Just a bit to the east, Detroit gets a couple routes back, but it doesn’t have much gain. It also didn’t lose as much as Minneapolis/St Paul in the first place.
In the northeast, Delta continues to bring New York back from the dead, primarily — but not entirely — from LaGuardia. Boston sees some love as well. But do note that much of the growth is in Florida during the peak summer season. This makes sense, and it will be interesting to see whether it all sticks around into soft September or if there needs to be a backtracking.
In the west, Salt Lake regains much of its flying to east coast cities, and that includes Florida. This helps those eastern cities regain connectivity to smaller markets in the west. Oh, and ignore Cedar City. That was halted due to construction that closed the airport for a brief time. It’ll be opening back up for the July schedule.

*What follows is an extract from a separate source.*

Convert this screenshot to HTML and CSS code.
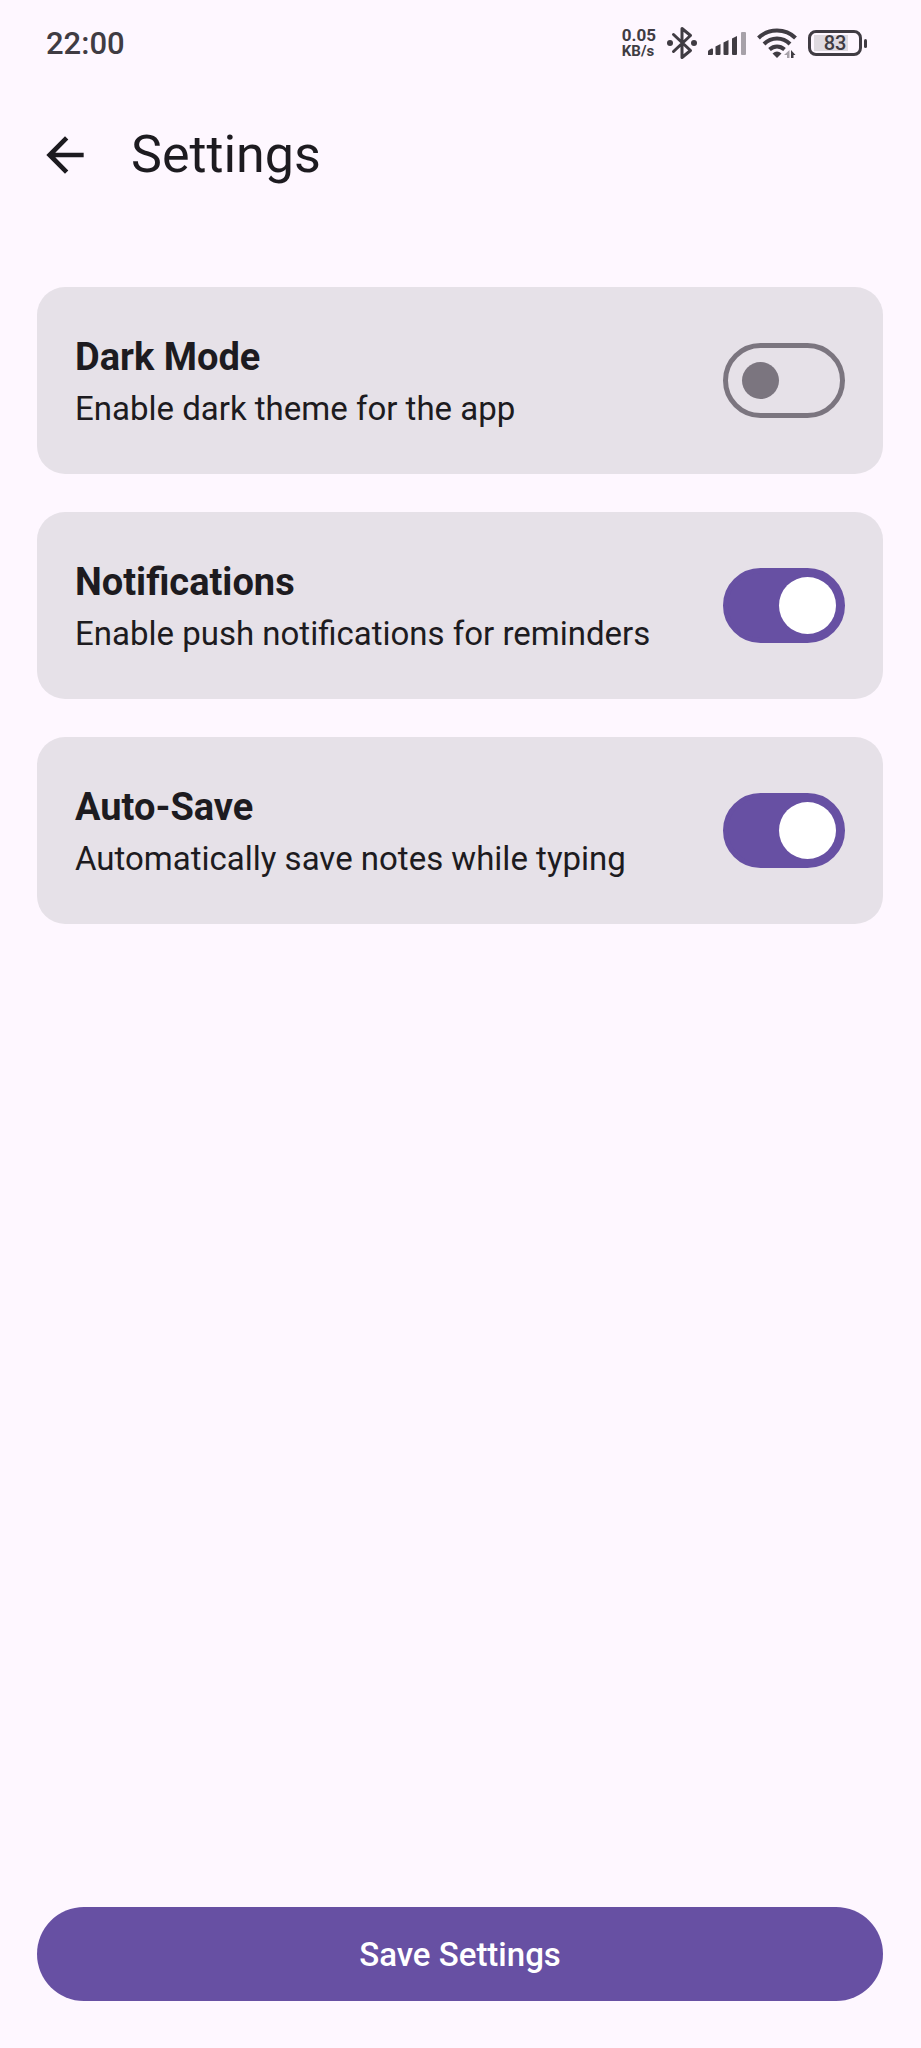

Other than these, the only new route additions are Los Angeles to Orlando and Seattle to Kahului, Kona, and Lihu’e. The Orlando route just seems odd. There must be a Disney corporate agreement or something else going on to move this route back into the schedule. I have a hard time understanding it.
Looking at frequencies on existing markets, I’m pleased to say that not a single route loses frequency compared to June. A whopping 234 out of 427 markets gain frequency, however. In fact, 48 markets gain at least 12 frequencies per week. In other words, much of the growth is about fortifying existing routes with better, more frequent schedules.
Of the 48 markets with high growth, nearly half touch Atlanta. Routes range from something like Asheville to Atlanta going from 1 daily to 3 daily flights up to some hub-to-hub routes like Detroit to Atlanta jumping from 4 daily to 7 daily.
Other hubs have a sprinkling of large increases as well. Most notably, I see JFK to LAX going from 2 to 4 daily and the LaGuardia to Chicago/O’Hare shuttle goes from 2 to 4 daily. Minneapolis to the west also sees solid increases.
This looks like an airline that’s slowly and methodically re-building its schedule, reconnecting hubs, and re-creating single stop connecting options that had been severed. It’s a modest increase that notably has fewer flights than American’s June schedule.
I look forward to seeing how this compares when United and American load their July schedules.